Wed, 10/21/2009 - 23:38
In a new measure to curb perverse thinking among cinema goers, the Egyptian Thoughts and Fantasies Control Committee (ETFCC) has now decreed that all scenes showing women’s bare hands are to be edited out.
Already having cut out kissing scenes and any footage showing the behinds of cows and sheep, this latest ruling of the ETFCC is based on the verdict that “hands are gateways to indecent pleasures,” and comes as a stifling assault on media freedom in Egypt.
However, in an act of laudable moderation, the committee has agreed to merely blur out bare hands if the scene in question is pivotal to the storyline.

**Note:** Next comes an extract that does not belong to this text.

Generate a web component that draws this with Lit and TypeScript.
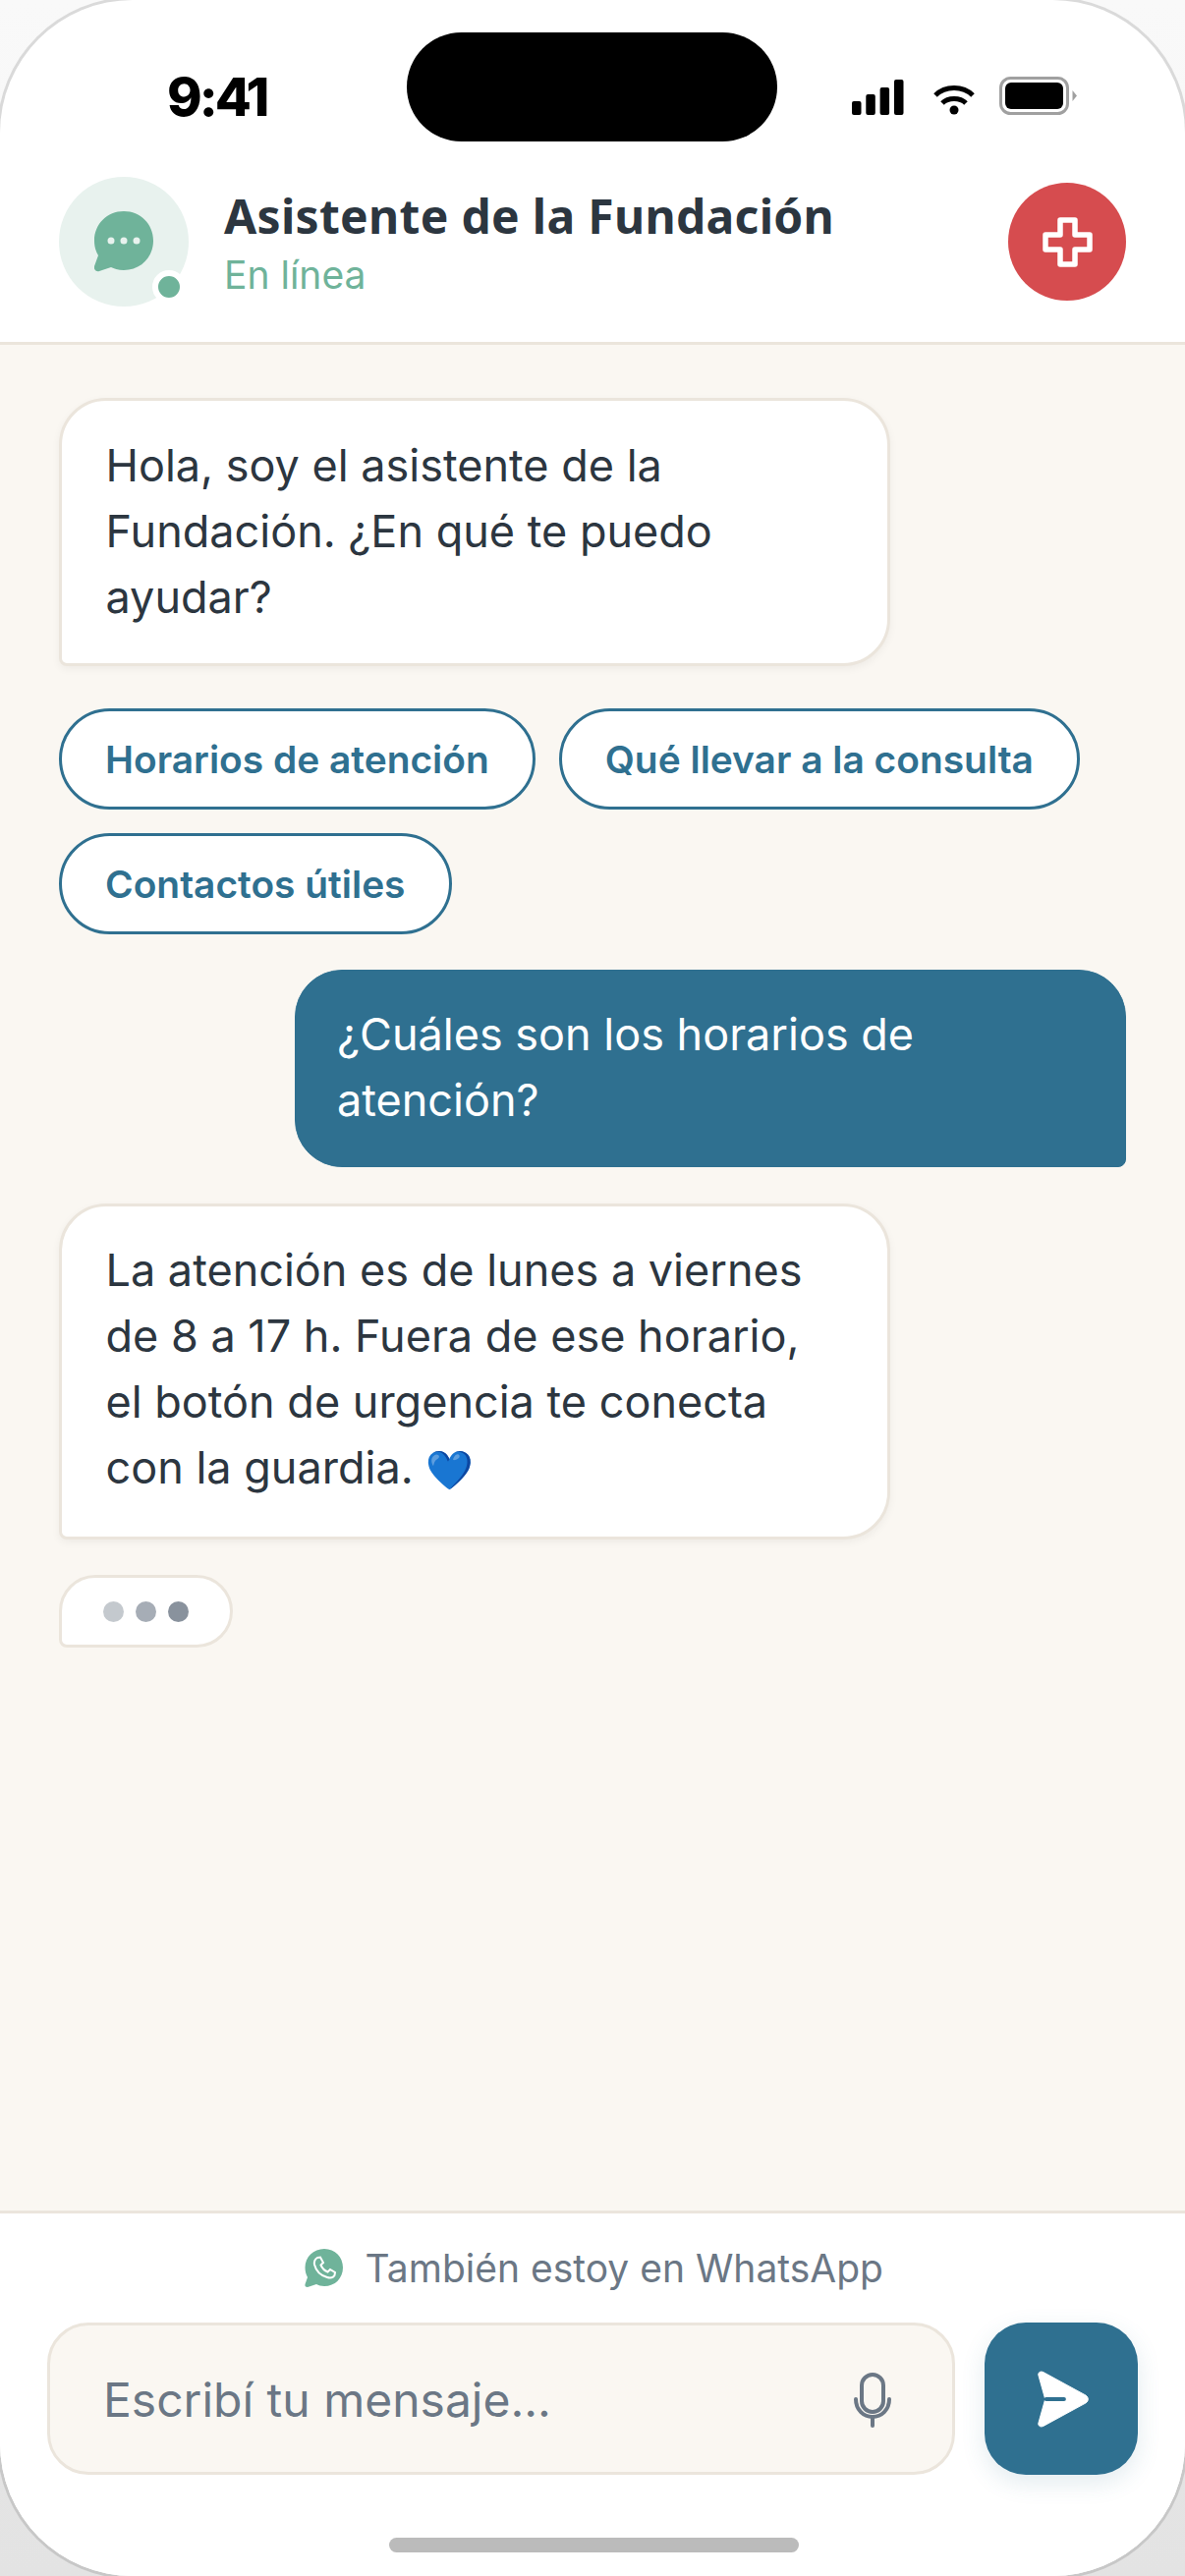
import { LitElement, html, css } from 'lit';
import { customElement } from 'lit/decorators.js';

@customElement('app-root')
export class AppRoot extends LitElement {
	static styles = css`
		:host {
			display: block;
			width: 1206px;
			height: 2622px;
			background: linear-gradient(180deg, #f9f9f9 0%, #e3e3e3 100%);
			font-family: 'Inter', 'Liberation Sans', sans-serif;
			color: #2c3640;
			overflow: hidden;
		}
		.phone {
			box-sizing: border-box;
			width: 1206px;
			height: 2622px;
			border-radius: 135px;
			background: #fff;
			box-shadow: 0 0 0 3px rgba(0, 0, 0, 0.12);
			overflow: hidden;
			display: flex;
			flex-direction: column;
		}
		.status {
			height: 180px;
			flex: none;
			display: flex;
			align-items: flex-start;
			padding: 33px 110px 0 170px;
			box-sizing: border-box;
		}
		.time {
			width: 102px;
			font-size: 54px;
			font-weight: 800;
			line-height: 66px;
			margin-top: 33px;
			letter-spacing: -3px;
			white-space: nowrap;
			color: #000;
		}
		.island {
			width: 377px;
			height: 111px;
			background: #000;
			border-radius: 56px;
			margin-left: 142px;
		}
		.status-icons {
			display: flex;
			align-items: flex-end;
			margin: 45px 0 0 auto;
			gap: 25px;
		}
		.status-icons svg {
			display: block;
		}
		.signal {
			margin-right: 5px;
		}
		.header {
			flex: none;
			height: 171px;
			box-sizing: border-box;
			border-bottom: 3px solid #ebe5dc;
			display: flex;
			align-items: flex-start;
			padding: 0 60px;
		}
		.avatar {
			width: 132px;
			height: 132px;
			border-radius: 50%;
			background: #e8f2ee;
			display: flex;
			align-items: center;
			justify-content: center;
			position: relative;
			flex: none;
		}
		.online {
			position: absolute;
			right: 3px;
			bottom: 3px;
			width: 22px;
			height: 22px;
			border-radius: 50%;
			background: #6fb39a;
			border: 6px solid #fff;
		}
		.who {
			flex: 1;
			padding: 8px 0 0 36px;
		}
		.name {
			font-family: 'Noto Sans', sans-serif;
			font-size: 48px;
			font-weight: 700;
			line-height: 64px;
			letter-spacing: 0.3px;
			color: #2c3640;
		}
		.state {
			font-size: 39px;
			line-height: 56px;
			color: #6fb39a;
		}
		.sos {
			flex: none;
			width: 120px;
			height: 120px;
			margin-top: 6px;
			border-radius: 50%;
			background: #d64c4f;
			display: flex;
			align-items: center;
			justify-content: center;
		}
		.chat {
			flex: 1;
			background: #faf7f2;
			display: flex;
			flex-direction: column;
			align-items: flex-start;
			padding: 54px 60px 0;
			gap: 36.5px;
		}
		.bubble {
			box-sizing: border-box;
			width: 846px;
			padding: 31.5px 44.5px 34.5px;
			font-size: 45px;
			line-height: 67px;
			border-radius: 48px 48px 48px 8px;
			background: #fff;
			border: 3px solid #ebe5dc;
			box-shadow: 0 3px 8px rgba(0, 0, 0, 0.05);
		}
		.bubble.user {
			align-self: flex-end;
			padding: 31px 42px 34px;
			background: #2f7090;
			border: 1px solid #2f7090;
			color: #fff;
			box-shadow: none;
			border-radius: 48px 48px 8px 48px;
		}
		.emoji {
			font-size: 39px;
		}
		.chips {
			display: flex;
			flex-wrap: wrap;
			gap: 24px;
			margin-top: 6px;
		}
		.chip {
			box-sizing: border-box;
			height: 103px;
			padding: 0 44px;
			display: flex;
			align-items: center;
			border: 3px solid #2f7090;
			border-radius: 52px;
			background: #fff;
			color: #2f7090;
			font-size: 38.9px;
			font-weight: 600;
		}
		.typing {
			box-sizing: border-box;
			width: 177px;
			height: 74px;
			border: 3px solid #ebe5dc;
			border-radius: 37px 37px 37px 8px;
			background: #fff;
			display: flex;
			align-items: center;
			justify-content: center;
			gap: 12px;
		}
		.dot {
			width: 21px;
			height: 21px;
			border-radius: 50%;
			background: #6b7785;
		}
		.footer {
			flex: none;
			height: 372px;
			box-sizing: border-box;
			border-top: 3px solid #ebe5dc;
			background: #fff;
			display: flex;
			flex-direction: column;
		}
		.wa {
			height: 111px;
			display: flex;
			align-items: center;
			justify-content: center;
			gap: 22.5px;
			padding-left: 3px;
			font-size: 39px;
			color: #6b7785;
			flex: none;
		}
		.composer {
			display: flex;
			gap: 30px;
			padding: 0 48px;
			height: 155px;
			flex: none;
		}
		.input {
			flex: 1;
			box-sizing: border-box;
			border: 3px solid #ebe5dc;
			border-radius: 42px;
			background: #faf7f2;
			display: flex;
			align-items: center;
			justify-content: space-between;
			padding: 2px 62px 0 54px;
			font-size: 48px;
			color: #6b7785;
		}
		.send {
			flex: none;
			width: 156px;
			border-radius: 42px;
			background: #2f7090;
			display: flex;
			align-items: center;
			justify-content: center;
			box-shadow: 0 8px 24px rgba(47, 112, 144, 0.14);
		}
		.send svg {
			margin-left: 4px;
		}
		.home {
			width: 417px;
			height: 15px;
			border-radius: 8px;
			background: #bbbbbb;
			margin: 64px 0 0 396px;
			flex: none;
		}
	`;

	render() {
		return html`<div class="phone">
			<div class="status">
				<span class="time">9:41</span>
				<div class="island"></div>
				<div class="status-icons">
					<svg class="signal" width="53" height="36" viewBox="0 0 53 36" fill="#000">
						<rect x="0" y="22" width="9.500" height="14" rx="2"></rect>
						<rect x="14.300" y="15" width="9.500" height="21" rx="2"></rect>
						<rect x="28.600" y="8" width="9.500" height="28" rx="2"></rect>
						<rect x="43" y="0" width="9.500" height="36" rx="2"></rect>
					</svg>
					<svg width="42" height="31" viewBox="0 0 42 31" fill="none" stroke="#000" stroke-width="5">
						<path d="M2 11 C12 1 30 1 40 11"></path>
						<path d="M9 19 C15 13 27 13 33 19"></path>
						<circle cx="21" cy="26" r="4.500" fill="#000" stroke="none"></circle>
					</svg>
					<svg width="79" height="39" viewBox="0 0 79 39">
						<rect x="1.500" y="1.500" width="68" height="36" rx="10" fill="none" stroke="#a0a0a0" stroke-width="3"></rect>
						<rect x="6" y="6" width="59" height="27" rx="6" fill="#000"></rect>
						<path d="M74.500 14 L79 19.500 L74.500 25 Z" fill="#a0a0a0"></path>
					</svg>
				</div>
			</div>
			<div class="header">
				<div class="avatar">
					<svg width="60" height="62" viewBox="0 0 60 62">
						<path d="M30 0 C47 0 60 13 60 30 C60 47 47 60 30 60 C24 60 20 58 17 57 L5 61 C2 62 -1 59 0 56 L4 45 C1 40 0 35 0 30 C0 13 13 0 30 0 Z" fill="#6fb39a"></path>
						<circle cx="17" cy="30" r="3.500" fill="#e8f2ee"></circle>
						<circle cx="30" cy="30" r="3.500" fill="#e8f2ee"></circle>
						<circle cx="43" cy="30" r="3.500" fill="#e8f2ee"></circle>
					</svg>
					<span class="online"></span>
				</div>
				<div class="who">
					<div class="name">Asistente de la Fundación</div>
					<div class="state">En línea</div>
				</div>
				<div class="sos">
					<svg width="51" height="51" viewBox="0 0 51 51" fill="none" stroke="#fff" stroke-width="5.500" stroke-linejoin="round">
						<path d="M18 3 H33 V18 H48 V33 H33 V48 H18 V33 H3 V18 H18 Z"></path>
					</svg>
				</div>
			</div>
			<div class="chat">
				<div class="bubble">Hola, soy el asistente de la Fundación. ¿En qué te puedo ayudar?</div>
				<div class="chips">
					<div class="chip">Horarios de atención</div>
					<div class="chip">Qué llevar a la consulta</div>
					<div class="chip">Contactos útiles</div>
				</div>
				<div class="bubble user">¿Cuáles son los horarios de atención?</div>
				<div class="bubble">La atención es de lunes a viernes de 8 a 17 h. Fuera de ese horario, el botón de urgencia te conecta con la guardia. <span class="emoji">💙</span></div>
				<div class="typing">
					<span class="dot" style="opacity:0.4"></span>
					<span class="dot" style="opacity:0.6"></span>
					<span class="dot" style="opacity:0.8"></span>
				</div>
			</div>
			<div class="footer">
				<div class="wa">
					<svg width="39" height="39" viewBox="0 0 39 39">
						<path d="M20 0 C31 0 39 8.500 39 19 C39 30 31 38 20 38 C17 38 14 37 12 36 L3 39 C1 39 0 38 0.500 36 L3 29 C1.500 26 0.500 23 0.500 19 C0.500 8.500 9 0 20 0 Z" fill="#6fb39a"></path>
						<path d="M13 9 L16 8.500 L19 14 L16.500 16.500 C18 20 20 22 23.500 23.500 L26 21 L31 24 L30.500 27 C29 29.500 26 30 23 29 C16 27 11.500 22 10 16 C9.500 13 10.500 10.500 13 9 Z" fill="none" stroke="#fff" stroke-width="2"></path>
					</svg>
					<span>También estoy en WhatsApp</span>
				</div>
				<div class="composer">
					<div class="input">
						<span>Escribí tu mensaje...</span>
						<svg width="38" height="56" viewBox="0 0 38 56" fill="none" stroke="#6b7785" stroke-width="4" stroke-linecap="round">
							<rect x="8" y="2" width="22" height="38" rx="11"></rect>
							<path d="M2 27 C2 38 10 45 19 45 C28 45 36 38 36 27"></path>
							<path d="M19 45 V54"></path>
						</svg>
					</div>
					<div class="send">
						<svg width="52" height="58" viewBox="0 0 54 60">
							<path d="M6 1.500 L51 26 C54 28 54 32 51 34 L6 58.500 C3 60 0 58 1 55 L8 30 L1 5 C0 2 3 0 6 1.500 Z" fill="#fff" stroke="#fff" stroke-linejoin="round"></path>
							<path d="M9 30 H28" stroke="#2f7090" stroke-width="4" stroke-linecap="round"></path>
						</svg>
					</div>
				</div>
				<div class="home"></div>
			</div>
		</div>`;
	}
}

“We were shocked to find out,” said Metelqeesh Nazra, head of the ETFCC, “that if we did not compromise and resort to merely blurring out the hands in the important scenes, then many Western films would be reduced to the credits segment only. It is very disturbing how often bare female hands appear in Western films. Very disturbing!”
This latest censoring declaration by the committee comes amidst rumours of the so-called “CGI veil” – a computer generated image in the shape of a veil that is superimposed over “heathen” actresses’ heads. The image then follows actresses as they move, ensuring their hair is covered at all times.
“We are using the latest in special effects to create matching veils for each actress in each film,” said Howana Motahafiz, head of the joint state and Muslim Brotherhood campaign suspiciously called Oppression is the Answer. Motahafiz is keen to launch the new censoring veil, though he notes that current technical difficulties result in a small time lag between the position of the veil and the actresses’ moving heads, leading to a “mild but nonetheless demonic striptease.”
CGI veils have been prominent in Saudi Arabia for years now, with recent figures suggesting that, despite a significant increase in homosexual acts since their inception, the graphic device has reduced perverse thoughts by a third.
Opponents to the graphic veils are worried about a slippery slope, with mounting rumours of computer generated images of superimposed beards and forehead rug burns being tested on Matthew Mcconaughey’s latest films.
All is not lost for cinemas in Egypt, however. While sexual acts and innuendos are all but erased, violence and gore are increasingly tolerated by the censors. And, as one cinema enthusiast told El Koshary Today, “Who needs to see a Mona Zaki’s hands when you can see Ibrahim El-Abyad chopping away the hands of other men?”